Implementation Approach
- Technical Requirements: Requires access to a pre-trained video diffusion model (e.g., Stable Video Diffusion), expertise in 3D computer vision, and likely a partnership with a specialized AI vendor or research team to implement the Phys4D pipeline. Significant computational resources (GPU clusters) are needed for training and inference.
- Complexity Level: High (Research-to-Production). This is a cutting-edge research framework, not a plug-and-play SaaS tool.
- Integration Points: Would feed into a Product Information Management (PIM) system as a new media type, connect to e-commerce platforms (like Shopify Commerce Components, Salesforce Commerce Cloud) via APIs to serve videos, and potentially integrate with 3D design tools (CLO, Browzwear) in the design phase.
- Estimated Effort: Quarters. A realistic path involves a 3-6 month collaborative R&D project with AI researchers, followed by another 3-6 months for integration, validation, and scaling.
Governance & Risk Assessment
- Data Privacy: Training requires large video datasets. Using branded product videos is low-risk, but using customer-generated content would require strict GDPR/compliance review. The generated outputs are synthetic and pose minimal privacy risk.
- Model Bias Risks: Critical. If the underlying video data lacks diversity in models, body types, skin tones, or cultural contexts, the generated 4D models will perpetuate these biases. This is especially damaging for fashion/beauty. A rigorous bias audit and curated, inclusive training data are non-negotiable.
- Maturity Level: Research / Prototype. The paper is on arXiv (non-peer-reviewed pre-print) from March 2026. This is forward-looking, experimental research, not a commercial product.

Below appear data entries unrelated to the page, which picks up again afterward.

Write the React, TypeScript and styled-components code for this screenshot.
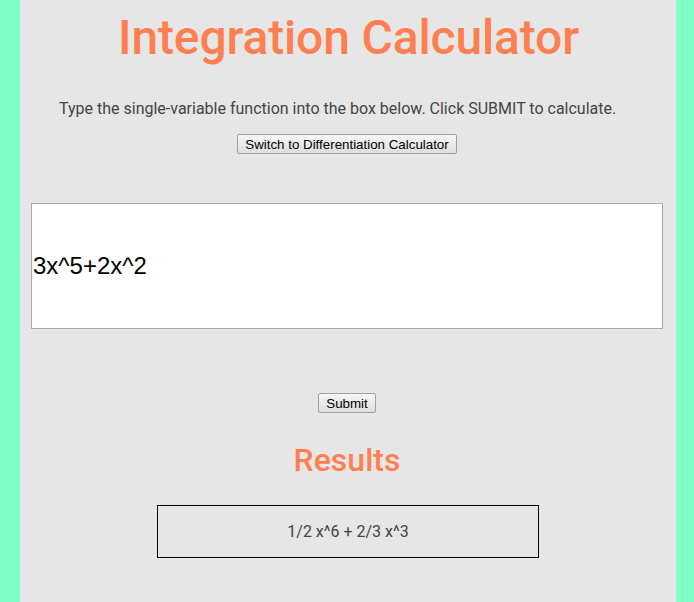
import styled, { createGlobalStyle } from 'styled-components';

const GlobalStyle = createGlobalStyle`
  html, body {
    margin: 0;
    padding: 0;
    background: #7fffc8;
  }
`;

const S = {
  Panel: styled.main`
    box-sizing: border-box;
    width: 656px;
    min-height: 100vh;
    margin-left: 20px;
    padding: 10px 0 40px;
    background: #e6e6e6;
    display: flex;
    flex-direction: column;
    align-items: center;
    font-family: Roboto, 'Liberation Sans', sans-serif;
  `,

  Title: styled.h1`
    margin: 0 0 0 1px;
    font-size: 48px;
    font-weight: 500;
    line-height: 56px;
    letter-spacing: -0.15px;
    color: #ff7f50;
  `,

  Intro: styled.p`
    align-self: flex-start;
    margin: 33px 0 0 39px;
    font-size: 16px;
    line-height: 19px;
    color: #444;
  `,

  NativeButton: styled.button<{ $top: number }>`
    margin: ${({ $top }) => $top}px 2px 0 0;
    padding: 1px 7px;
    font-family: Arial, 'Liberation Sans', sans-serif;
    font-size: 13.33px;
    color: #000;
    background: linear-gradient(#f6f6f6, #dedede);
    border: 1px solid #a0a0a0;
    border-radius: 2px;
    height: 20px;
  `,

  FunctionInput: styled.input`
    box-sizing: border-box;
    align-self: flex-start;
    width: 632px;
    height: 126px;
    margin: 49px 0 0 11px;
    padding: 1px 1px;
    border: 1px solid #a9a9a9;
    background: #fff;
    font-family: Arial, 'Liberation Sans', sans-serif;
    font-size: 24px;
    color: #000;
    outline: none;
  `,

  ResultsTitle: styled.h2`
    margin: 28px 2px 0 0;
    font-size: 32px;
    font-weight: 500;
    line-height: 38px;
    color: #ff7f50;
  `,

  ResultBox: styled.div`
    box-sizing: border-box;
    width: 382px;
    height: 53px;
    margin-top: 26px;
    border: 1px solid #000;
    display: flex;
    align-items: center;
    justify-content: center;
    font-size: 16px;
    color: #444;
  `,
};

function App() {
  return (
    <>
      <GlobalStyle />
      <S.Panel>
        <S.Title>Integration Calculator</S.Title>
        <S.Intro>
          Type the single-variable function into the box below. Click SUBMIT to calculate.
        </S.Intro>
        <S.NativeButton $top={16}>Switch to Differentiation Calculator</S.NativeButton>
        <S.FunctionInput type="text" defaultValue="3x^5+2x^2" />
        <S.NativeButton $top={64}>Submit</S.NativeButton>
        <S.ResultsTitle>Results</S.ResultsTitle>
        <S.ResultBox>1/2 x^6 + 2/3 x^3</S.ResultBox>
      </S.Panel>
    </>
  );
}

export default App;
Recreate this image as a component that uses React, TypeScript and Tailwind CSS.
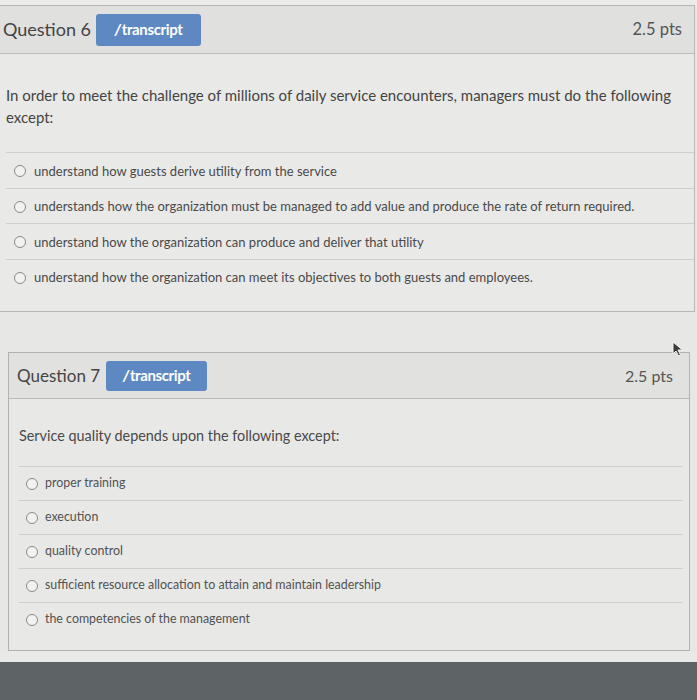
import React from 'react';

interface Question {
  num: number;
  text: string[];
  answers: string[];
}

const q6: Question = {
  num: 6,
  text: [
    'In order to meet the challenge of millions of daily service encounters, managers must do the following',
    'except:',
  ],
  answers: [
    'understand how guests derive utility from the service',
    'understands how the organization must be managed to add value and produce the rate of return required.',
    'understand how the organization can produce and deliver that utility',
    'understand how the organization can meet its objectives to both guests and employees.',
  ],
};

const q7: Question = {
  num: 7,
  text: ['Service quality depends upon the following except:'],
  answers: [
    'proper training',
    'execution',
    'quality control',
    'sufficient resource allocation to attain and maintain leadership',
    'the competencies of the management',
  ],
};

const TranscriptButton = ({ className }: { className: string }) => (
  <button
    type="button"
    className={`flex items-center justify-center rounded-[3px] bg-[#5d88c1] text-white font-bold text-[15px] tracking-tight ${className}`}
  >
    <span className="mr-[1px] italic font-black">/</span>
    <span>transcript</span>
  </button>
);

const Radio = () => (
  <span className="inline-block w-[12px] h-[12px] rounded-full border border-[#8a8a8a] bg-[#f2f2f0] shrink-0" />
);

const Cursor = () => (
  <svg width="12" height="16" viewBox="0 0 12 16" className="absolute left-[672px] top-[341px]">
    <path d="M1 1 L1 13 L4 10 L6.5 15 L8.5 14 L6 9 L10.5 9 Z" fill="#3a3a3a" stroke="#f5f5f5" strokeWidth="1" />
  </svg>
);

const App = () => {
  return (
    <div
      className="relative w-[697px] h-[700px] overflow-hidden bg-[#e7e7e5] text-[#4d4d4d] flex flex-col"
      style={{ fontFamily: 'Lato, "Open Sans", sans-serif' }}
    >
      <div className="h-[5px] bg-[#ebebe9]" />

      {/* Question 6 */}
      <div className="border-t border-b border-r border-[#b7b7b5] mr-[2px]">
        <div className="h-[48px] bg-[#e0e0de] border-b border-[#bdbdbb] flex items-center justify-between pl-[3px] pr-[12px]">
          <div className="flex items-center gap-[5px]">
            <span className="text-[18px] text-[#444]">Question 6</span>
            <TranscriptButton className="w-[105px] h-[32px]" />
          </div>
          <span className="text-[16.5px] text-[#555]">2.5 pts</span>
        </div>
        <div className="bg-[#e9e9e7] pl-[6px] pt-[30px] pb-[17px]">
          <p className="text-[15px] leading-[22px] text-[#444] mb-[24px]">
            {q6.text[0]}
            <br />
            {q6.text[1]}
          </p>
          {q6.answers.map((a) => (
            <div key={a} className="h-[35.5px] border-t border-[#cfcfcd] flex items-center gap-[8px] pl-[8px] pt-[2px]">
              <Radio />
              <span className="text-[13px] text-[#4a4a4a]">{a}</span>
            </div>
          ))}
        </div>
      </div>

      <div className="h-[40px]" />

      {/* Question 7 */}
      <div className="relative ml-[8px] mr-[7px] border border-[#b2b2b0]">
        <div className="h-[46px] bg-[#e1e1df] border-b border-[#b9b9b7] flex items-center justify-between pl-[8px] pr-[16px]">
          <div className="flex items-center gap-[6px]">
            <span className="text-[17px] text-[#454545]">Question 7</span>
            <TranscriptButton className="w-[101px] h-[30px]" />
          </div>
          <span className="text-[16px] text-[#555]">2.5 pts</span>
        </div>
        <div className="bg-[#e8e8e6] pl-[10px] pt-[27px] pb-[14px]">
          <p className="text-[14.4px] leading-[20px] text-[#4a4a4a] mb-[20px]">{q7.text[0]}</p>
          {q7.answers.map((a) => (
            <div key={a} className="h-[34px] border-t border-[#cfcfcd] flex items-center gap-[7px] pl-[7px] mr-[6px]">
              <Radio />
              <span className="text-[12.4px] text-[#525252]">{a}</span>
            </div>
          ))}
        </div>
      </div>

      <div className="h-[11px] bg-[#e9e9e8]" />
      <div className="flex-1 bg-[#5e6465]" />

      <Cursor />
    </div>
  );
};

export default App;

- Honest Assessment: This is not ready for immediate implementation but represents a critical direction of travel. Luxury brands should not build this themselves now. The strategic move is to monitor closely, establish partnerships with leading AI labs (e.g., partnering with NVIDIA, or academic teams), and begin curating high-quality 4D scan data of products to build future-ready assets. Pilot projects could start in 12-18 months as the technology matures.